* Exercise prompt: Go through the listing and pick out each line with the word "index" in it.
_ _ _ _ _
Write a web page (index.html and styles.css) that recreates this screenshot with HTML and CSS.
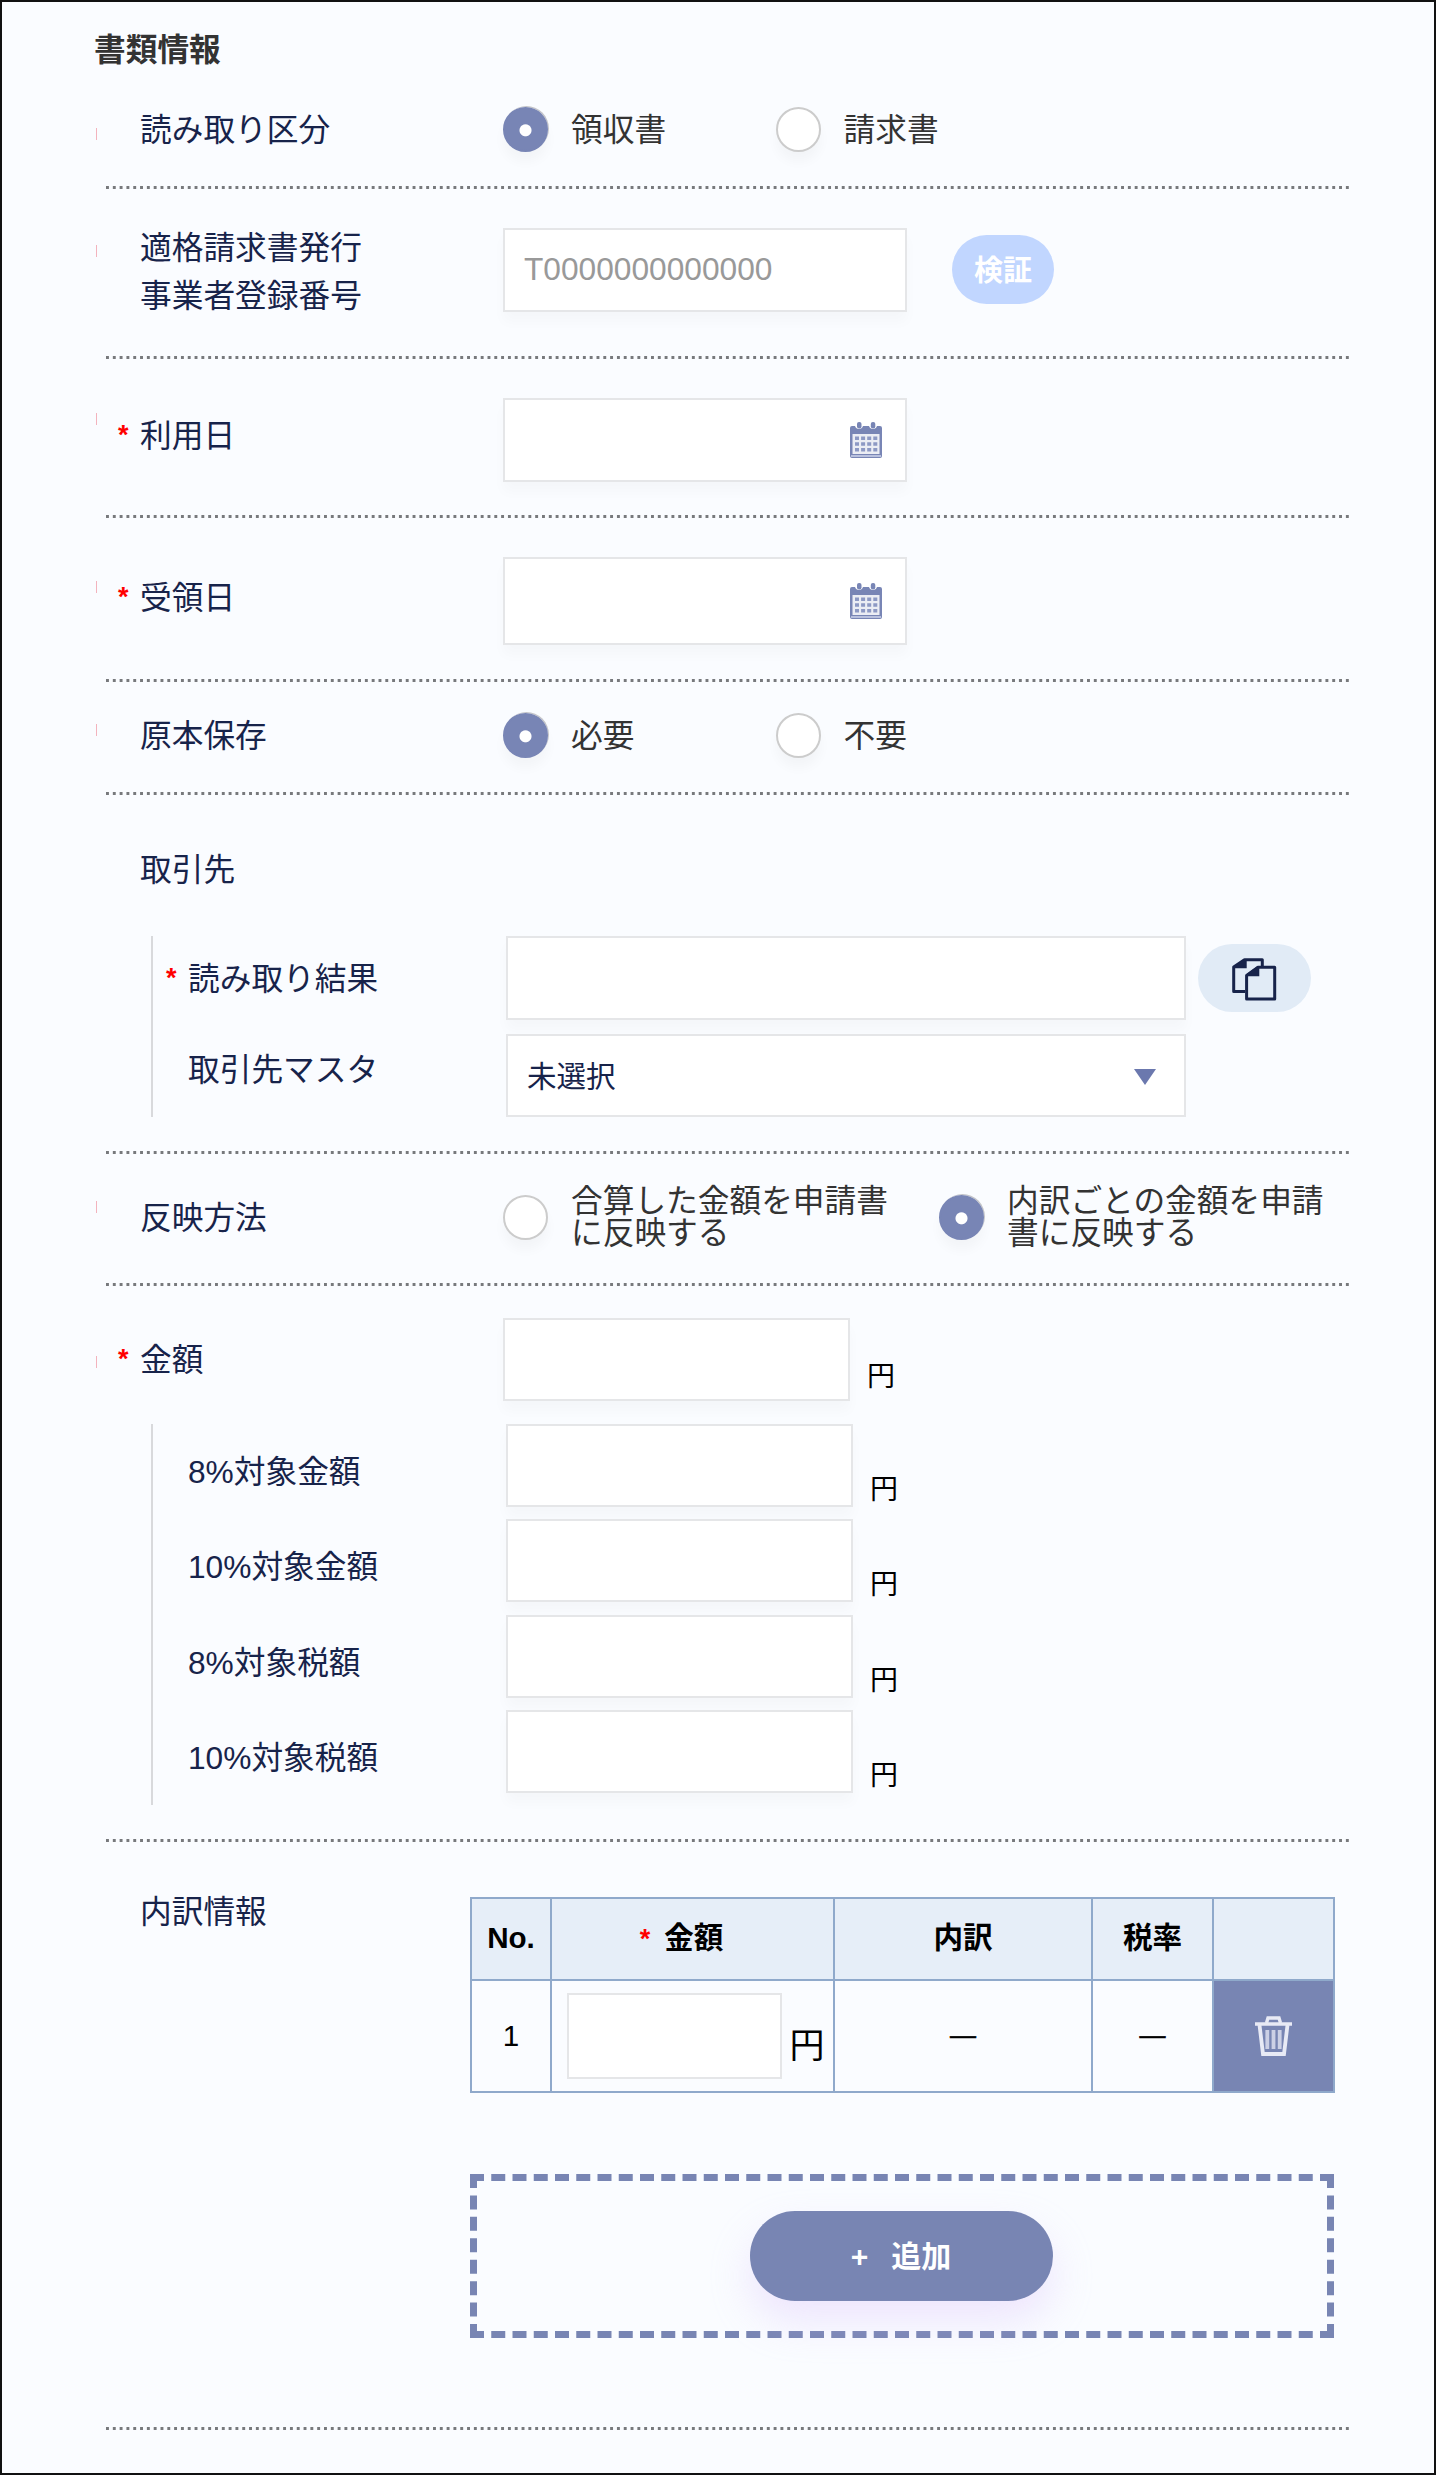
FILE: index.html
```html
<!DOCTYPE html>
<html lang="ja">
<head>
    <meta charset="UTF-8">
    <meta name="viewport" content="width=device-width, initial-scale=1.0">
    <title>書類情報</title>
    <link rel="stylesheet" href="styles.css">
</head>
<body>

    <form class="document-form">
        <h2 class="form-title">書類情報</h2>

        <div class="row row-type has-mark">
            <div class="label"><span class="required"></span>読み取り区分</div>
            <div class="radio-group">
                <label class="radio"><span class="radio-icon checked"></span>領収書</label>
                <label class="radio"><span class="radio-icon"></span>請求書</label>
            </div>
        </div>

        <div class="row row-number has-mark">
            <div class="label"><span class="required"></span><span>適格請求書発行<br>事業者登録番号</span></div>
            <div class="control">
                <input type="text" class="input input-medium" placeholder="T0000000000000">
                <button type="button" class="verify-button">検証</button>
            </div>
        </div>

        <div class="row row-used has-mark">
            <div class="label"><span class="required">*</span>利用日</div>
            <div class="control">
                <div class="input input-medium date-input">
                    <svg class="calendar-icon" viewBox="0 0 32 37">
                        <path fill="#7885b5" d="M2 5H5C6 9 12 9 13 5H19C20 9 26 9 27 5H30Q32 5 32 7V35Q32 37 30 37H2Q0 37 0 35V7Q0 5 2 5Z"/>
                        <path fill="#fff" fill-opacity=".85" d="M2.5 13H29.5V33H2.5Z"/>
                        <path fill="#b9c1de" d="M1 34H31V36H1Z"/>
                        <rect fill="#7885b5" x="7" y="1" width="4.5" height="6.5" rx="2"/>
                        <rect fill="#7885b5" x="20.8" y="1" width="4.5" height="6.5" rx="2"/>
                        <path stroke="#8d99c4" stroke-width="3.4" stroke-dasharray="4 2.1" d="M5 17.2H27.5M5 23H27.5M5 28.8H27.5"/>
                    </svg>
                </div>
            </div>
        </div>

        <div class="row row-received has-mark">
            <div class="label"><span class="required">*</span>受領日</div>
            <div class="control">
                <div class="input input-medium date-input">
                    <svg class="calendar-icon" viewBox="0 0 32 37">
                        <path fill="#7885b5" d="M2 5H5C6 9 12 9 13 5H19C20 9 26 9 27 5H30Q32 5 32 7V35Q32 37 30 37H2Q0 37 0 35V7Q0 5 2 5Z"/>
                        <path fill="#fff" fill-opacity=".85" d="M2.5 13H29.5V33H2.5Z"/>
                        <path fill="#b9c1de" d="M1 34H31V36H1Z"/>
                        <rect fill="#7885b5" x="7" y="1" width="4.5" height="6.5" rx="2"/>
                        <rect fill="#7885b5" x="20.8" y="1" width="4.5" height="6.5" rx="2"/>
                        <path stroke="#8d99c4" stroke-width="3.4" stroke-dasharray="4 2.1" d="M5 17.2H27.5M5 23H27.5M5 28.8H27.5"/>
                    </svg>
                </div>
            </div>
        </div>

        <div class="row row-original has-mark">
            <div class="label"><span class="required"></span>原本保存</div>
            <div class="radio-group">
                <label class="radio"><span class="radio-icon checked"></span>必要</label>
                <label class="radio"><span class="radio-icon"></span>不要</label>
            </div>
        </div>

        <div class="row row-partner">
            <div class="label"><span class="required"></span>取引先</div>
            <div class="sub-group">
                <div class="sub-row">
                    <div class="label"><span class="required">*</span>読み取り結果</div>
                    <input type="text" class="input input-wide">
                    <button type="button" class="copy-button">
                        <svg class="copy-icon" viewBox="0 0 45 43">
                            <g fill="none" stroke="#17234a" stroke-width="3" stroke-linejoin="round">
                                <path d="M13 33.5H1.7V9L12.5 1.7H30.3V8"/>
                                <path d="M26 9.2H42.7V41H14.6V17.5Z"/>
                            </g>
                            <path fill="#17234a" d="M14.7 1V10.3H1.5V8.5L12 1ZM27.3 8.5V18.3H14V16.5L25 8.5Z"/>
                        </svg>
                    </button>
                </div>
                <div class="sub-row">
                    <div class="label"><span class="required"></span>取引先マスタ</div>
                    <div class="input input-wide select">
                        <span>未選択</span>
                        <svg class="arrow-icon" viewBox="0 0 22 16"><path fill="#6b78ae" d="M0 0H22L11 16Z"/></svg>
                    </div>
                </div>
            </div>
        </div>

        <div class="row row-method has-mark">
            <div class="label"><span class="required"></span>反映方法</div>
            <div class="radio-group">
                <label class="radio"><span class="radio-icon"></span><span class="radio-text">合算した金額を申請書<br>に反映する</span></label>
                <label class="radio"><span class="radio-icon checked"></span><span class="radio-text">内訳ごとの金額を申請<br>書に反映する</span></label>
            </div>
        </div>

        <div class="row row-amount has-mark">
            <div class="label"><span class="required">*</span>金額</div>
            <div class="control">
                <input type="text" class="input input-small">
                <span class="yen">円</span>
            </div>
            <div class="sub-group">
                <div class="sub-row">
                    <div class="label"><span class="required"></span>8%対象金額</div>
                    <input type="text" class="input input-small">
                    <span class="yen">円</span>
                </div>
                <div class="sub-row">
                    <div class="label"><span class="required"></span>10%対象金額</div>
                    <input type="text" class="input input-small">
                    <span class="yen">円</span>
                </div>
                <div class="sub-row">
                    <div class="label"><span class="required"></span>8%対象税額</div>
                    <input type="text" class="input input-small">
                    <span class="yen">円</span>
                </div>
                <div class="sub-row">
                    <div class="label"><span class="required"></span>10%対象税額</div>
                    <input type="text" class="input input-small">
                    <span class="yen">円</span>
                </div>
            </div>
        </div>

        <div class="row row-detail">
            <div class="label"><span class="required"></span>内訳情報</div>
            <div class="detail">
                <table class="detail-table">
                    <colgroup>
                        <col class="col-no">
                        <col class="col-amount">
                        <col class="col-item">
                        <col class="col-rate">
                        <col class="col-delete">
                    </colgroup>
                    <tr>
                        <th>No.</th>
                        <th class="amount-head"><span class="required">*</span>金額</th>
                        <th>内訳</th>
                        <th>税率</th>
                        <th></th>
                    </tr>
                    <tr>
                        <td>1</td>
                        <td>
                            <div class="cell-amount">
                                <input type="text" class="input">
                                <span class="yen">円</span>
                            </div>
                        </td>
                        <td class="dash">—</td>
                        <td class="dash">—</td>
                        <td class="delete-cell">
                            <svg class="trash-icon" viewBox="0 0 37 40">
                                <g fill="none" stroke="#e8eaf5">
                                    <path stroke-width="3.4" d="M0 8H37"/>
                                    <path stroke-width="3.4" d="M11.5 7L13 2H24L25.5 7"/>
                                    <path stroke-width="3.8" d="M4.5 9L8 38H29L32.5 9"/>
                                    <path stroke-width="3.8" stroke-opacity=".75" d="M12.3 14V33M18.5 14V33M24.7 14V33"/>
                                </g>
                            </svg>
                        </td>
                    </tr>
                </table>
                <div class="add-area">
                    <button type="button" class="add-button"><span>+</span>追加</button>
                </div>
            </div>
        </div>
    </form>

</body>
</html>
```
FILE: styles.css
```css
/* General Styles */
* {
    margin: 0;
    padding: 0;
    box-sizing: border-box;
}

body {
    font-family: "Liberation Sans", "Noto Sans CJK JP", sans-serif;
    font-size: 31.7px;
    color: #17234a;
}

input, button {
    font-family: inherit;
    font-size: inherit;
}

.document-form {
    height: 2475px;
    padding: 24px 83px 0 94px;
    background-color: #fafcff;
    border: 2px solid #111;
    overflow: hidden;
}

.form-title {
    height: 46px;
    line-height: 48px;
    font-size: 31.7px;
    color: #333;
    margin-left: -2px;
}

/* Rows */
.row {
    position: relative;
    display: flex;
    flex-wrap: wrap;
    align-items: flex-start;
    align-content: flex-start;
    margin-left: 10px;
    background: linear-gradient(to right, #77797c 2.6px, transparent 2.6px) left bottom / 6.82px 2.6px repeat-x;
}

.has-mark::before {
    content: "";
    position: absolute;
    left: -10px;
    top: 56px;
    width: 1px;
    height: 12px;
    background-color: #f3b3bd;
}

.label {
    display: flex;
    width: 397px;
    padding-left: 12px;
    line-height: 48px;
    white-space: nowrap;
}

.required {
    width: 22px;
    flex-shrink: 0;
    line-height: 46px;
    font-size: 27px;
    font-weight: bold;
    color: #f00;
}

.control {
    display: flex;
}

.row-type {
    height: 117px;
    padding-top: 34px;
}

.row-number {
    height: 170px;
    padding-top: 35px;
}

.row-number .control {
    padding-top: 4px;
}

.row-used {
    height: 159px;
    padding-top: 39px;
}

.row-used .label {
    padding-top: 14px;
}

.row-received {
    height: 164px;
    padding-top: 39px;
}

.row-received .label {
    padding-top: 17px;
}

.row-received .input {
    height: 88px;
}

.row-original {
    height: 113px;
    padding-top: 30px;
}

.row-partner {
    height: 359px;
    padding-top: 51px;
}

.row-method {
    height: 132px;
    padding-top: 40px;
    flex-wrap: nowrap;
}

.row-amount {
    height: 556px;
    padding-top: 32px;
}

.row-amount > .label {
    padding-top: 18px;
}

.row-detail {
    height: 588px;
    padding-top: 46px;
}

.row-used::before {
    top: 54px;
}

.row-received::before {
    top: 63px;
}

.row-original::before {
    top: 42px;
}

.row-method::before {
    top: 47px;
}

.row-amount::before {
    top: 70px;
}

/* Inputs */
.input {
    display: block;
    height: 84px;
    padding: 0 19px 2px;
    background-color: #fff;
    border: 2px solid #e5e6e8;
    border-radius: 0;
    outline: none;
    box-shadow: 0 10px 12px rgba(0, 0, 0, 0.025);
}

.input::placeholder {
    color: #999;
}

.input-medium {
    width: 404px;
}

.input-wide {
    width: 680px;
}

.input-small {
    width: 347px;
    height: 83px;
}

.date-input {
    display: flex;
    justify-content: flex-end;
    align-items: center;
    padding-right: 23px;
}

.calendar-icon {
    width: 32px;
    height: 37px;
}

.verify-button {
    width: 102px;
    height: 69px;
    margin: 7px 0 0 45px;
    padding-bottom: 4px;
    border: none;
    border-radius: 35px;
    background-color: #c1d6ff;
    color: #fff;
    font-size: 29px;
    font-weight: bold;
}

.yen {
    width: 28px;
    margin: 43px 0 0 17px;
    line-height: 32px;
    font-size: 28px;
    color: #000;
}

/* Radio buttons */
.radio-group {
    display: flex;
    height: 48px;
    flex-shrink: 0;
    color: #333;
}

.radio {
    display: flex;
    width: 272.5px;
    line-height: 48px;
    white-space: nowrap;
}

.radio-icon {
    width: 45px;
    height: 45px;
    margin: 1px 23px 0 0;
    flex-shrink: 0;
    border: 2px solid #ccc;
    border-radius: 50%;
    background-color: #fff;
    box-shadow: 0 10px 12px rgba(0, 0, 0, 0.03);
}

.radio-icon.checked {
    border-color: #7885b5;
    background: radial-gradient(circle at 50% 52%, #fff 5.5px, #7885b5 6.5px);
    box-shadow: 1px -1px 0 #c4c5c9, 0 10px 12px rgba(0, 0, 0, 0.03);
}

.row-method .label {
    flex-shrink: 0;
}

.row-method .radio {
    width: 436px;
}

.radio-text {
    margin-top: -8px;
    line-height: 31.6px;
}

/* Nested rows */
.sub-group {
    display: flex;
    flex-direction: column;
    width: 1200px;
    margin-left: 45px;
    border-left: 2px solid #d8d9dc;
}

.sub-row {
    display: flex;
    align-items: flex-start;
}

.sub-row .label {
    width: 353px;
    padding-left: 13px;
}

.row-partner .sub-group {
    gap: 14px;
    margin-top: 42px;
}

.row-partner .sub-row .label {
    padding-top: 19px;
}

.row-partner .sub-row + .sub-row .label {
    padding-top: 12px;
}

.row-partner .input {
    height: 83.5px;
}

.row-amount .sub-group {
    gap: 12.4px;
    margin-top: 23px;
    padding-bottom: 12px;
}

.row-amount .sub-row .label {
    padding-top: 24px;
}

.sub-row .yen {
    margin-top: 50px;
}

.select {
    display: flex;
    justify-content: space-between;
    align-items: center;
    padding-right: 28px;
    font-size: 29.5px;
    box-shadow: none;
}

.arrow-icon {
    width: 22px;
    height: 16px;
    margin-top: 6px;
}

.copy-button {
    display: flex;
    justify-content: center;
    align-items: center;
    width: 113px;
    height: 68px;
    margin: 8px 0 0 12px;
    padding-top: 3px;
    border: none;
    border-radius: 34px;
    background-color: #e1ebf6;
}

.copy-icon {
    width: 45px;
    height: 43px;
}

/* Detail table */
.row-detail .detail {
    margin: 9px 0 0 -33px;
}

.detail-table {
    width: 865px;
    table-layout: fixed;
    border-collapse: collapse;
    font-size: 29.6px;
    color: #000;
    text-align: center;
}

.col-no {
    width: 80px;
}

.col-amount {
    width: 283px;
}

.col-item {
    width: 258px;
}

.col-rate {
    width: 121px;
}

.detail-table th,
.detail-table td {
    border: 2px solid #8fa9cb;
}

.detail-table th {
    height: 82px;
    padding-bottom: 3px;
    line-height: 44px;
    background-color: #e6eef8;
}

.detail-table .amount-head {
    padding-right: 22px;
}

.detail-table .required {
    margin-right: 14px;
    line-height: 30px;
}

.detail-table td {
    height: 112px;
}

.detail-table .dash {
    padding-bottom: 2px;
    font-size: 26px;
    -webkit-text-stroke: 0.5px #000;
}

.detail-table .delete-cell {
    background-color: #7885b3;
}

.trash-icon {
    display: block;
    width: 37px;
    height: 40px;
    margin: 0 auto;
}

.cell-amount {
    display: flex;
    padding-left: 15px;
}

.cell-amount .input {
    width: 215px;
    height: 86px;
    box-shadow: none;
}

.cell-amount .yen {
    width: 36px;
    margin: 37px 0 0 7px;
    font-size: 35px;
}

.add-area {
    display: flex;
    justify-content: center;
    width: 864px;
    height: 164px;
    margin-top: 81px;
    padding: 30px 2px 0 0;
    border: 7px dashed #7885b3;
}

.add-button {
    width: 303px;
    height: 90px;
    padding-bottom: 4px;
    border: none;
    border-radius: 45px;
    background-color: #7885b3;
    box-shadow: 0 20px 40px rgba(210, 180, 250, 0.3);
    color: #fff;
    font-size: 30px;
    font-weight: bold;
}

.add-button span {
    margin-right: 23px;
}
```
_ _ _ _ _
* Worked solution:
Write a web page (index.html and styles.css) that recreates this screenshot with HTML and CSS.
FILE: index.html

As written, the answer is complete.